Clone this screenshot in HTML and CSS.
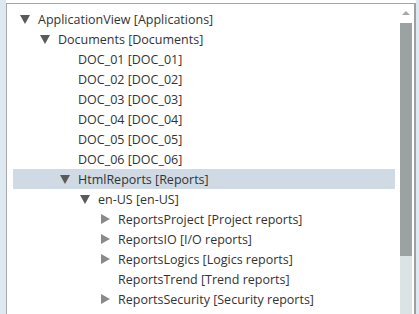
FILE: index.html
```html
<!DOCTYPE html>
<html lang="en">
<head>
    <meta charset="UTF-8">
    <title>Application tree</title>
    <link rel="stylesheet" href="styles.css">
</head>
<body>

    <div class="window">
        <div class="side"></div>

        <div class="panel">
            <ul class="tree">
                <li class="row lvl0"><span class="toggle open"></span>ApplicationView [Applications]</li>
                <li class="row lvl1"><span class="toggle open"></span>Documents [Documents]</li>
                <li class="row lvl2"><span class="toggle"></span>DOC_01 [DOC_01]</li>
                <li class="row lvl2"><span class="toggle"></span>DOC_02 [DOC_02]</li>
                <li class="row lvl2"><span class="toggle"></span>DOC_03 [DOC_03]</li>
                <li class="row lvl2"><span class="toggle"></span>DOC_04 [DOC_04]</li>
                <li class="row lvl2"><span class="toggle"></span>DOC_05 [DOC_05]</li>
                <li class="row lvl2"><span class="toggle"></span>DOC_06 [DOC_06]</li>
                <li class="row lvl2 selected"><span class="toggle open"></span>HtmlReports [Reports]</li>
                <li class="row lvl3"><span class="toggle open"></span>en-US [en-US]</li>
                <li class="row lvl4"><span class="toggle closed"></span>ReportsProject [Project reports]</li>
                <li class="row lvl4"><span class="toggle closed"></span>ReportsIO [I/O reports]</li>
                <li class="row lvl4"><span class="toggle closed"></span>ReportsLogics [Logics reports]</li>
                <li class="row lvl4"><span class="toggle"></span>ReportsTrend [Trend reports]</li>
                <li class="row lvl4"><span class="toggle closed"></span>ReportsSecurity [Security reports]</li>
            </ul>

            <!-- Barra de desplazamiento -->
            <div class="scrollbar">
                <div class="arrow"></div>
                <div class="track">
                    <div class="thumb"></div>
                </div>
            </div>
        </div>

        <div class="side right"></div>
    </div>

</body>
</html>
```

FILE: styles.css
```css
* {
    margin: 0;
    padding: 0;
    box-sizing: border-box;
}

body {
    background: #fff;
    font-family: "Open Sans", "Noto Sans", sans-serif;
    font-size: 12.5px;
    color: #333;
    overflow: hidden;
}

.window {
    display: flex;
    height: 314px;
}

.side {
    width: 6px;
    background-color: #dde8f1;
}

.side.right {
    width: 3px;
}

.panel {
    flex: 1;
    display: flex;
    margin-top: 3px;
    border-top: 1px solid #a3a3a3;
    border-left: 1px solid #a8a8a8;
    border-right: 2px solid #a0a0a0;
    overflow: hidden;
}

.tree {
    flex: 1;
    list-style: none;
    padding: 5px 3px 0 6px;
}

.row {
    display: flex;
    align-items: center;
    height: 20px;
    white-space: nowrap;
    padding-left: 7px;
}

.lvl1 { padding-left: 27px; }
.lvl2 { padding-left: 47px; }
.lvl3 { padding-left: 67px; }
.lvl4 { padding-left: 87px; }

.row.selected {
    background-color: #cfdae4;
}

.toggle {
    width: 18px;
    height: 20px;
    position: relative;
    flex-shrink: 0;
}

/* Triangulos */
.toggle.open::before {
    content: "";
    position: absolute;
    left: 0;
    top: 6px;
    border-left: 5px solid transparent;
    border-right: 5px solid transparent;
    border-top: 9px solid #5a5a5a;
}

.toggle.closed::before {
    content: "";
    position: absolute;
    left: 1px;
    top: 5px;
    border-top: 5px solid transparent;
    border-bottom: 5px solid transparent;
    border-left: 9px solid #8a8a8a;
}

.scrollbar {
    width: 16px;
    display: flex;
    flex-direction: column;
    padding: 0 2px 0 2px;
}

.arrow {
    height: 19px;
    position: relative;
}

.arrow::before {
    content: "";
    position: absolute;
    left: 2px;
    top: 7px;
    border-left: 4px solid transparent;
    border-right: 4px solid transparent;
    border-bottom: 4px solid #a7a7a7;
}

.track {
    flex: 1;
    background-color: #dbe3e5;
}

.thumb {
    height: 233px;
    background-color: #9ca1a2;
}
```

◆ ◆ ◆ ◆ ◆ ◆ ◆

TASK DIRECTIONS: Repeat the full listing above exactly, with no pictures in the copy.

EXERCISE RESULT:
Clone this screenshot in HTML and CSS.
FILE: index.html
```html
<!DOCTYPE html>
<html lang="en">
<head>
    <meta charset="UTF-8">
    <title>Application tree</title>
    <link rel="stylesheet" href="styles.css">
</head>
<body>

    <div class="window">
        <div class="side"></div>

        <div class="panel">
            <ul class="tree">
                <li class="row lvl0"><span class="toggle open"></span>ApplicationView [Applications]</li>
                <li class="row lvl1"><span class="toggle open"></span>Documents [Documents]</li>
                <li class="row lvl2"><span class="toggle"></span>DOC_01 [DOC_01]</li>
                <li class="row lvl2"><span class="toggle"></span>DOC_02 [DOC_02]</li>
                <li class="row lvl2"><span class="toggle"></span>DOC_03 [DOC_03]</li>
                <li class="row lvl2"><span class="toggle"></span>DOC_04 [DOC_04]</li>
                <li class="row lvl2"><span class="toggle"></span>DOC_05 [DOC_05]</li>
                <li class="row lvl2"><span class="toggle"></span>DOC_06 [DOC_06]</li>
                <li class="row lvl2 selected"><span class="toggle open"></span>HtmlReports [Reports]</li>
                <li class="row lvl3"><span class="toggle open"></span>en-US [en-US]</li>
                <li class="row lvl4"><span class="toggle closed"></span>ReportsProject [Project reports]</li>
                <li class="row lvl4"><span class="toggle closed"></span>ReportsIO [I/O reports]</li>
                <li class="row lvl4"><span class="toggle closed"></span>ReportsLogics [Logics reports]</li>
                <li class="row lvl4"><span class="toggle"></span>ReportsTrend [Trend reports]</li>
                <li class="row lvl4"><span class="toggle closed"></span>ReportsSecurity [Security reports]</li>
            </ul>

            <!-- Barra de desplazamiento -->
            <div class="scrollbar">
                <div class="arrow"></div>
                <div class="track">
                    <div class="thumb"></div>
                </div>
            </div>
        </div>

        <div class="side right"></div>
    </div>

</body>
</html>
```

FILE: styles.css
```css
* {
    margin: 0;
    padding: 0;
    box-sizing: border-box;
}

body {
    background: #fff;
    font-family: "Open Sans", "Noto Sans", sans-serif;
    font-size: 12.5px;
    color: #333;
    overflow: hidden;
}

.window {
    display: flex;
    height: 314px;
}

.side {
    width: 6px;
    background-color: #dde8f1;
}

.side.right {
    width: 3px;
}

.panel {
    flex: 1;
    display: flex;
    margin-top: 3px;
    border-top: 1px solid #a3a3a3;
    border-left: 1px solid #a8a8a8;
    border-right: 2px solid #a0a0a0;
    overflow: hidden;
}

.tree {
    flex: 1;
    list-style: none;
    padding: 5px 3px 0 6px;
}

.row {
    display: flex;
    align-items: center;
    height: 20px;
    white-space: nowrap;
    padding-left: 7px;
}

.lvl1 { padding-left: 27px; }
.lvl2 { padding-left: 47px; }
.lvl3 { padding-left: 67px; }
.lvl4 { padding-left: 87px; }

.row.selected {
    background-color: #cfdae4;
}

.toggle {
    width: 18px;
    height: 20px;
    position: relative;
    flex-shrink: 0;
}

/* Triangulos */
.toggle.open::before {
    content: "";
    position: absolute;
    left: 0;
    top: 6px;
    border-left: 5px solid transparent;
    border-right: 5px solid transparent;
    border-top: 9px solid #5a5a5a;
}

.toggle.closed::before {
    content: "";
    position: absolute;
    left: 1px;
    top: 5px;
    border-top: 5px solid transparent;
    border-bottom: 5px solid transparent;
    border-left: 9px solid #8a8a8a;
}

.scrollbar {
    width: 16px;
    display: flex;
    flex-direction: column;
    padding: 0 2px 0 2px;
}

.arrow {
    height: 19px;
    position: relative;
}

.arrow::before {
    content: "";
    position: absolute;
    left: 2px;
    top: 7px;
    border-left: 4px solid transparent;
    border-right: 4px solid transparent;
    border-bottom: 4px solid #a7a7a7;
}

.track {
    flex: 1;
    background-color: #dbe3e5;
}

.thumb {
    height: 233px;
    background-color: #9ca1a2;
}
```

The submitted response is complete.